In England erweist sich Gothic jedenfalls als anpassungsfähiges Genre. Zwar bleibt sein Kern die Lust am Schrecken, aber deren Erscheinungsformen entsprechen immer den jeweiligen Obsessionen der Zeit. Waren im 18. Jahrhundert noch Burgen und Wälder Kontinentaleuropas Schauplatz der unheimlichen Geschehnisse, wird im industrialisierten 19. Jahrhundert die Stadt zur bedrohlichen Projektionsfläche. Das Newgate-Gefängnis in Charles Dickens' "Oliver Twist" ist eine moderne, sehr britische Version des Horrorschlosses. Während Walpole jede Didaktik noch radikal ablehnte, werden "Gothic"-Elemente nun in den Dienst einer profunden Gesellschaftskritik gestellt.
In den 1790er-Jahren malte der Ire Nathaniel Grogan (1740-1807) eine Szene aus Ann Ratcliffs "The Mysteries of Udolpho".
(Foto: Roy Hewson/National Gallery of Ireland)Der Fall des Serienmörders Jack the Ripper
Wie fließend gerade im urbanen Moloch der britischen Metropole der Übergang von Fiktion zur Realität schien, veranschaulicht der Fall des Serienmörders Jack the Ripper. Als 1888 die brutalen Prostituiertenmorde in Whitechapel begannen, verglichen die Zeitungen den Täter sofort mit dem bösen Protagonisten eines Romans, der zwei Jahre zuvor erschienen war: Robert Louis Stevensons Mr Hyde. So weit ging die sensationslüsterne Suche nach Übereinstimmung zwischen Dichtung und Wahrheit, dass der Schauspieler Richard Mansfield der Morde verdächtigt wurde, und das nur, weil er gerade die Doppelrolle als Dr Jekyll und Mr Hyde im Londoner West End spielte. Ein Brief in roter Tinte, der angeblich von Jack the Ripper stammt, ist übrigens das vielleicht schauerlichste Exponat der Londoner Ausstellung.

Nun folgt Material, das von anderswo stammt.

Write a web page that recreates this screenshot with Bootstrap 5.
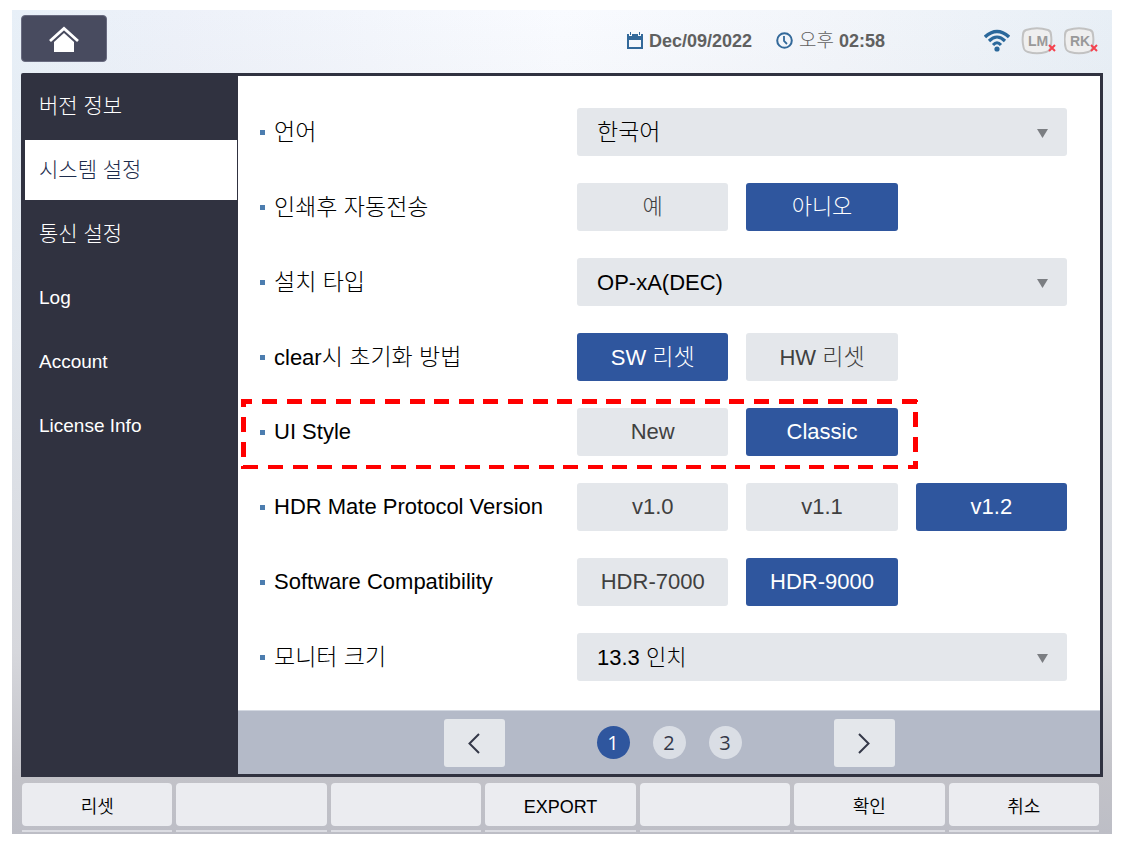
<!DOCTYPE html>
<html lang="ko">
<head>
<meta charset="utf-8">
<meta name="viewport" content="width=device-width, initial-scale=1">
<title>시스템 설정</title>
<link href="https://cdn.jsdelivr.net/npm/bootstrap@5.3.0/dist/css/bootstrap.min.css" rel="stylesheet">
<style>
:root { --navy:#303240; --blue:#2f569e; --soft:#e4e7eb; }
body { background:#fff; color:#000; font-family:"Liberation Sans","Noto Sans CJK KR",sans-serif; font-weight:300; padding:10px 18px 9px 12px; }
.device { min-height:calc(100vh - 19px); padding:0 9px; background:
  linear-gradient(180deg, rgba(214,215,220,0) 0%, rgba(214,215,220,.4) 40%, #d6d7dc 78%, #c2c2c8 93%, #bdbec6 100%),
  linear-gradient(90deg, #e8f0f8 0%, #edf1f9 15%, #f9fbff 50%, #f2f5fa 75%, #e8eff6 100%); }
.topbar { height:63px; padding:5px 5px 11px 0; }
.home-btn { width:86px; height:47px; background:#484b5f; border:1px solid #696b80; border-radius:4px; }
.stamp { font-size:18px; line-height:24px; font-weight:700; color:#606060; gap:6px; }
.stamp .hangul { font-size:19px; font-weight:300; }
.status { margin-left:99px; }
.panel { border:3px solid var(--navy); border-radius:2px 0 0 0; background:#fff; }
.side { width:214px; background:var(--navy); padding:0 1px; gap:4px; }
.side a { display:flex; align-items:center; height:60px; padding-left:14px; color:#fff; text-decoration:none; font-size:19px; }
.side a:lang(ko) { font-size:21px; }
.side a.active { background:#fff; color:#1d2c4c; }
.settings { padding:32px 33px 29px 22px; gap:27px; }
.setting { display:grid; grid-template-columns:11fr 17fr; align-items:center; min-height:48px; position:relative; }
.name-cell { font-size:22px; line-height:28px; display:flex; align-items:center; gap:9px; white-space:nowrap; }
.name-cell::before { content:""; width:5px; height:5px; background:#4c7daf; }
.hangul { font-size:23px; }
.choices { display:grid; grid-template-columns:repeat(3,minmax(0,1fr)); gap:18px; }
.opt { height:48px; padding:0; border:0; border-radius:3px; background:var(--soft); color:#404040; font-size:22px; line-height:28px; font-weight:300; white-space:nowrap; }
.opt.active, .opt:hover { background:var(--blue) !important; color:#fff !important; }
.picker { position:relative; }
.picker select { appearance:none; width:100%; height:48px; border:0; border-radius:3px; background:var(--soft); color:#000; font-family:inherit; font-weight:300; font-size:22px; padding:0 40px 0 20px; }
.picker select.hangul { font-size:23px; }
.picker svg { position:absolute; right:19px; top:21px; pointer-events:none; }
.mark-frame { position:absolute; left:-19px; top:-9px; width:84%; height:71px; pointer-events:none; overflow:visible; }
.pager { height:64px; background:#b4bac8; border-top:1px solid #d3d8e1; gap:92px; }
.dots { gap:23px; }
.step-btn { width:61px; height:48px; padding:0; border:0; border-radius:3px; background:var(--soft); }
.page-dot { width:33px; height:33px; padding:0; border:0; border-radius:50%; background:#dadee5; color:#343848; font-family:"Open Sans",sans-serif; font-size:20px; line-height:33px; font-weight:400; }
.page-dot.active { background:var(--blue); color:#fff; }
.keys { display:grid; grid-template-columns:repeat(7,minmax(0,1fr)); gap:4px; padding:6px 4px 2px 1px; }
.key { height:43px; padding:4px 0 0; border:0; border-radius:4px; background:#ebecf0; color:#000; font-size:18px; line-height:24px; font-weight:350; }
.keys hr { height:2px; margin:0; border:0; background:#dcdde3; opacity:1; }
</style>
</head>
<body>
<div class="device d-flex flex-column">
  <header class="topbar d-flex align-items-center">
    <button type="button" class="btn home-btn p-0 me-auto d-flex align-items-center justify-content-center" aria-label="Home">
      <svg width="30" height="26" viewBox="0 0 30 26"><path d="M1 15 15 2.500 29 15" fill="none" stroke="#fff" stroke-width="2.800"/><path d="M15 7 25 16V26H5V16Z" fill="#fff"/></svg>
    </button>
    <div class="stamp d-flex align-items-center pt-1">
      <svg width="16" height="17" viewBox="0 0 16 17"><path fill="#33699a" fill-rule="evenodd" d="M0 2h2v2h3V2h6v2h3V2h2v15H0ZM2 8v7h12V8Z"/><path fill="#33699a" d="M3 0h1v3H3ZM12 0h1v3h-1Z"/></svg>
      <span>Dec/09/2022</span>
    </div>
    <div class="stamp d-flex align-items-center ms-4 pt-1">
      <svg width="17" height="17" viewBox="0 0 17 17" fill="none" stroke="#33699a"><circle cx="8.500" cy="8.500" r="7.300" stroke-width="2"/><path d="M8 4v5l3 3" stroke-width="1.800"/></svg>
      <span><span class="hangul">오후</span> 02:58</span>
    </div>
    <div class="status d-flex align-items-center pt-1">
      <svg width="26" height="23" viewBox="0 0 26 23" fill="none" stroke="#2a689b"><path d="M1 8Q13-3 25 8" stroke-width="3.400"/><path d="M5 12Q13 4 21 12" stroke-width="3.200"/><path d="M9 16Q13 11.500 17 16" stroke-width="3"/><circle cx="13" cy="20" r="2.600" fill="#2a689b" stroke="none"/></svg>
      <svg class="ms-2 me-2" width="38" height="28" viewBox="-4 0 38 28"><path d="M4 3Q15-.5 26 3Q29 4 29 8Q30 14 28.500 20Q28 24 24 25Q15 27.500 6 25Q2 24 1.500 20Q0 14 1 8Q1 4 4 3Z" fill="#efefef" stroke="#c2c2c2" stroke-width="2"/><text x="16" y="19" text-anchor="middle" font-size="14" font-weight="700" fill="#999">LM</text><path d="M27 18l6 6M33 18l-6 6" stroke="#f5424e" stroke-width="2"/></svg>
      <svg width="34" height="28" viewBox="0 0 34 28"><path d="M4 3Q15-.5 26 3Q29 4 29 8Q30 14 28.500 20Q28 24 24 25Q15 27.500 6 25Q2 24 1.500 20Q0 14 1 8Q1 4 4 3Z" fill="#efefef" stroke="#c2c2c2" stroke-width="2"/><text x="16" y="19" text-anchor="middle" font-size="14" font-weight="700" fill="#999">RK</text><path d="M27 18l6 6M33 18l-6 6" stroke="#f5424e" stroke-width="2"/></svg>
    </div>
  </header>

  <main class="panel d-flex flex-grow-1">
    <nav class="side d-flex flex-column flex-shrink-0">
      <a href="#">버전 정보</a>
      <a href="#" class="active" aria-current="page">시스템 설정</a>
      <a href="#">통신 설정</a>
      <a href="#" lang="en">Log</a>
      <a href="#" lang="en">Account</a>
      <a href="#" lang="en">License Info</a>
    </nav>
    <section class="d-flex flex-column flex-grow-1">
      <div class="settings d-flex flex-column flex-grow-1">
        <div class="setting">
          <label class="name-cell hangul" for="language">언어</label>
          <div class="picker"><select id="language" class="hangul"><option>한국어</option></select><svg width="11" height="9"><path d="M0 0h11L5.500 9Z" fill="#7b7e82"/></svg></div>
        </div>
        <div class="setting">
          <span class="name-cell hangul" id="n-auto">인쇄후 자동전송</span>
          <div class="choices" role="group" aria-labelledby="n-auto"><button type="button" class="btn opt hangul">예</button><button type="button" class="btn opt hangul active">아니오</button></div>
        </div>
        <div class="setting">
          <label class="name-cell hangul" for="install">설치 타입</label>
          <div class="picker"><select id="install"><option>OP-xA(DEC)</option></select><svg width="11" height="9"><path d="M0 0h11L5.500 9Z" fill="#7b7e82"/></svg></div>
        </div>
        <div class="setting">
          <span class="name-cell" id="n-clear"><span>clear<span class="hangul">시 초기화 방법</span></span></span>
          <div class="choices" role="group" aria-labelledby="n-clear"><button type="button" class="btn opt active">SW <span class="hangul">리셋</span></button><button type="button" class="btn opt">HW <span class="hangul">리셋</span></button></div>
        </div>
        <div class="setting">
          <span class="name-cell" id="n-ui">UI Style</span>
          <div class="choices" role="group" aria-labelledby="n-ui"><button type="button" class="btn opt">New</button><button type="button" class="btn opt active">Classic</button></div>
          <svg class="mark-frame" aria-hidden="true" stroke="#f00" stroke-dasharray="15 9.600" shape-rendering="crispEdges">
            <line x1="0" y1="2.500" x2="99.700%" y2="2.500" stroke-width="5" stroke-dashoffset="3.600"/>
            <line x1="0" y1="68" x2="99.700%" y2="68" stroke-width="4" stroke-dashoffset="22.200"/>
            <line x1="2.500" y1="1" x2="2.500" y2="70" stroke-width="5" stroke-dashoffset="7.600"/>
            <line x1="99.450%" y1="1" x2="99.450%" y2="70" stroke-width="5" stroke-dashoffset="12.600"/>
          </svg>
        </div>
        <div class="setting">
          <span class="name-cell" id="n-hdr">HDR Mate Protocol Version</span>
          <div class="choices" role="group" aria-labelledby="n-hdr"><button type="button" class="btn opt">v1.0</button><button type="button" class="btn opt">v1.1</button><button type="button" class="btn opt active">v1.2</button></div>
        </div>
        <div class="setting">
          <span class="name-cell" id="n-soft">Software Compatibility</span>
          <div class="choices" role="group" aria-labelledby="n-soft"><button type="button" class="btn opt">HDR-7000</button><button type="button" class="btn opt active">HDR-9000</button></div>
        </div>
        <div class="setting">
          <label class="name-cell hangul" for="monitor">모니터 크기</label>
          <div class="picker"><select id="monitor"><option>13.3 인치</option></select><svg width="11" height="9"><path d="M0 0h11L5.500 9Z" fill="#7b7e82"/></svg></div>
        </div>
      </div>
      <div class="pager d-flex align-items-center justify-content-center">
        <button type="button" class="btn step-btn" aria-label="Previous page"><svg width="12" height="21" viewBox="0 0 12 21"><path d="M11 1 1.500 10.500 11 20" fill="none" stroke="#343848" stroke-width="2"/></svg></button>
        <div class="dots d-flex">
          <button type="button" class="btn page-dot active">1</button>
          <button type="button" class="btn page-dot">2</button>
          <button type="button" class="btn page-dot">3</button>
        </div>
        <button type="button" class="btn step-btn" aria-label="Next page"><svg width="12" height="21" viewBox="0 0 12 21"><path d="M1 1 10.500 10.500 1 20" fill="none" stroke="#343848" stroke-width="2"/></svg></button>
      </div>
    </section>
  </main>

  <footer class="keys">
    <button type="button" class="btn key">리셋</button>
    <button type="button" class="btn key" aria-label="F2"></button>
    <button type="button" class="btn key" aria-label="F3"></button>
    <button type="button" class="btn key" lang="en">EXPORT</button>
    <button type="button" class="btn key" aria-label="F5"></button>
    <button type="button" class="btn key">확인</button>
    <button type="button" class="btn key">취소</button>
    <hr><hr><hr><hr><hr><hr><hr>
  </footer>
</div>
<script src="https://cdn.jsdelivr.net/npm/bootstrap@5.3.0/dist/js/bootstrap.bundle.min.js"></script>
</body>
</html>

Gerade verglichen mit solchen wirklichen Morden schlagen die Konventionen des Genres leicht in unterhaltsame Albernheit um. Grusel bewegt sich ja ohnehin haarscharf an der Grenze zur Lächerlichkeit - oder überschreitet sie absichtlich, etwa im Wallace-und-Gromit-Film "Der Fluch des Wer-Hasen". Das Stop-Motion-Modell des titelgebenden, nur für Möhren gefährlichen Riesenkaninchens hat ebenfalls einen Platz in der Auswahl der British Library gefunden. Diese Domestizierung klassischer Schauerkonventionen, ihre popkulturelle Allgegenwart selbst in Kinderbüchern wie Lemony Snickets "Eine Reihe betrüblicher Ereignisse", verwässert zwangsläufig ihren Effekt. Auch die Goth-Mode mit ihrer Vorliebe für Spitze und Mascara spielt eher mit dem Sexappeal edler Blässe, als dass sie Urängste schürt.

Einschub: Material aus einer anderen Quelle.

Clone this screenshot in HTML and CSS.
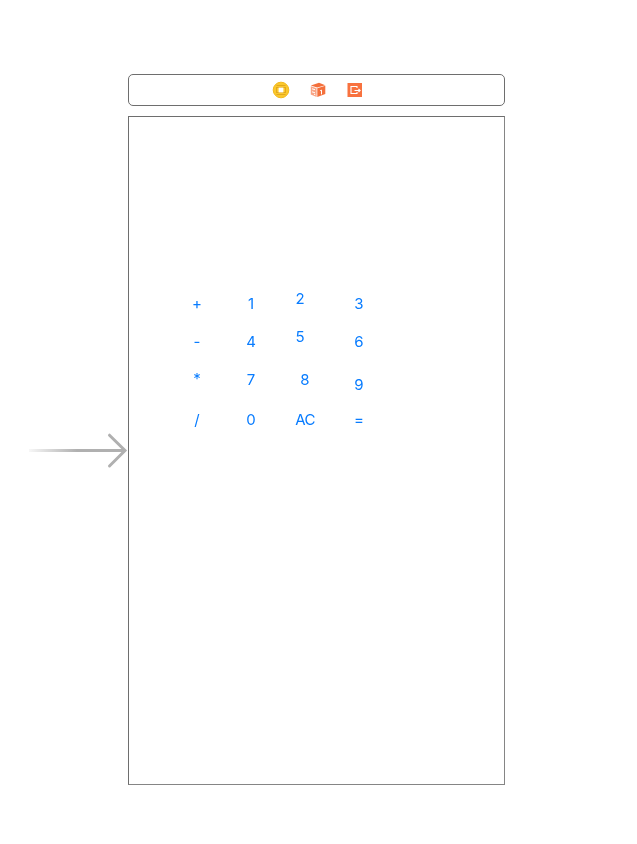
FILE: index.html
```html
<!DOCTYPE html>
<html lang="en">
<head>
<meta charset="utf-8">
<title>Calculator storyboard</title>
<link rel="stylesheet" href="styles.css">
</head>
<body>
<main class="scene">
  <header class="dock">
    <svg class="icon" viewBox="0 0 18 18">
      <circle cx="9" cy="9" r="7.8" fill="#fac82d" stroke="#f3b91e"/>
      <path d="M4.5 4.5h9M4.5 13.5h9" stroke="#e3a81c"/>
      <rect x="4.5" y="6.5" width="9" height="5" fill="#fac82d" stroke="#e3a81c"/>
      <rect x="6.6" y="6.6" width="4.8" height="4.8" fill="#fff"/>
    </svg>
    <svg class="icon" viewBox="0 0 18 18">
      <path d="M1.8 4.6 10 1.8l6.3 2.4-8.1 2.4z" fill="#f4703c"/>
      <path d="M1.8 5.2 7.6 7.2v8.9L1.8 13.5z" fill="#f9a485"/>
      <path d="M8.3 7.2l8-2.4v8.2l-8 3.1z" fill="#f4703c"/>
      <path d="M3 7.8l3 .9M3 10.8l3 1M5 13.2l1.3.5M11.2 9.7l1.3-.6v4.3" fill="none" stroke="#fff" stroke-width="1"/>
    </svg>
    <svg class="icon" viewBox="0 0 18 18">
      <rect x="1.5" y="2" width="14.5" height="14" fill="#f8723f"/>
      <path d="M11 7V5.5H5v7h6V11M8.5 9.5H14M12.5 8l1.6 1.5-1.6 1.5" fill="none" stroke="#fff" stroke-width="1.1"/>
    </svg>
  </header>
  <section class="canvas">
    <svg class="entry" viewBox="0 0 100 36">
      <defs><linearGradient id="fade"><stop offset="0" stop-color="#b0b0b0" stop-opacity=".1"/><stop offset=".5" stop-color="#b0b0b0"/></linearGradient></defs>
      <rect x="1" y="16" width="96" height="3" fill="url(#fade)"/>
      <path d="M81.5 2.2 97 17.5 81.5 33" fill="none" stroke="#b0b0b0" stroke-width="3" stroke-linecap="round"/>
    </svg>
    <div class="keys">
      <span>+</span><span>1</span><span class="raised">2</span><span>3</span>
      <span>-</span><span>4</span><span class="raised">5</span><span>6</span>
      <span class="times">*</span><span>7</span><span>8</span><span class="lowered">9</span>
      <span>/</span><span>0</span><span class="clear">AC</span><span>=</span>
    </div>
  </section>
</main>
</body>
</html>
```
FILE: styles.css
```css
* { box-sizing: border-box; }
body { margin: 0; background: #fff; }
.scene {
  display: flex;
  flex-direction: column;
  gap: 10px;
  width: 377px;
  margin: 74px 0 0 128px;
}
.dock {
  display: flex;
  align-items: center;
  justify-content: center;
  gap: 19px;
  height: 32px;
  padding-left: 2px;
  border: 1px solid #6e6e6e;
  border-radius: 5px;
}
.icon { width: 18px; height: 18px; }
.canvas {
  position: relative;
  height: 669px;
  padding: 167px 0 0 41px;
  border: 1px solid #6e6e6e;
  border-right-color: #858585;
  border-bottom-color: #858585;
}
.entry {
  position: absolute;
  left: -101px;
  top: 316px;
  width: 100px;
  height: 36px;
}
.keys {
  display: grid;
  grid-template-columns: repeat(4, 54px);
  grid-template-rows: 38px 38px 38px 42px;
  color: #087cff;
  font: 400 15px/1 Inter, "Liberation Sans", sans-serif;
  text-align: center;
  will-change: transform;
}
.keys span { align-self: center; }
.keys .raised { transform: translate(-5px, -5px); }
.keys .lowered { transform: translateY(5px); }
.keys .times { transform: translateY(-1px); }
.keys .clear { letter-spacing: -0.6px; }
```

Zudem stellte Sigmund Freud schon vor hundert Jahren fest, dass kein gebildeter Mensch mehr an die Rückkehr der Toten als Geister glaube. Freud selbst liefert aber in seinem Essay über das Unheimliche auch eine einleuchtende Antwort auf die Frage, warum wir gebildeten Menschen noch immer erschauern, wenn in der dunklen, leeren Wohnung eine Türe knarrt: Das "Unheimliche", am Tage verdrängt, steige in der Finsternis aus dem Kerker des Unbewussten auf. Dann sei sie da, die Furcht vor dem Fremden im eigenen Haus, vor dem namenlosen Schrecken, der sich jedem Versuch vernünftiger Bändigung widersetze. Bis heute gerinnt dieser Schrecken in unseren Köpfen zu gotischen Monstern.
Terror and Wonder - The Gothic Imagination. British Library, London. Bis 20. Januar 2015. Info: www.bl.uk. Der Katalog zur Ausstellung kostet 25 Pfund.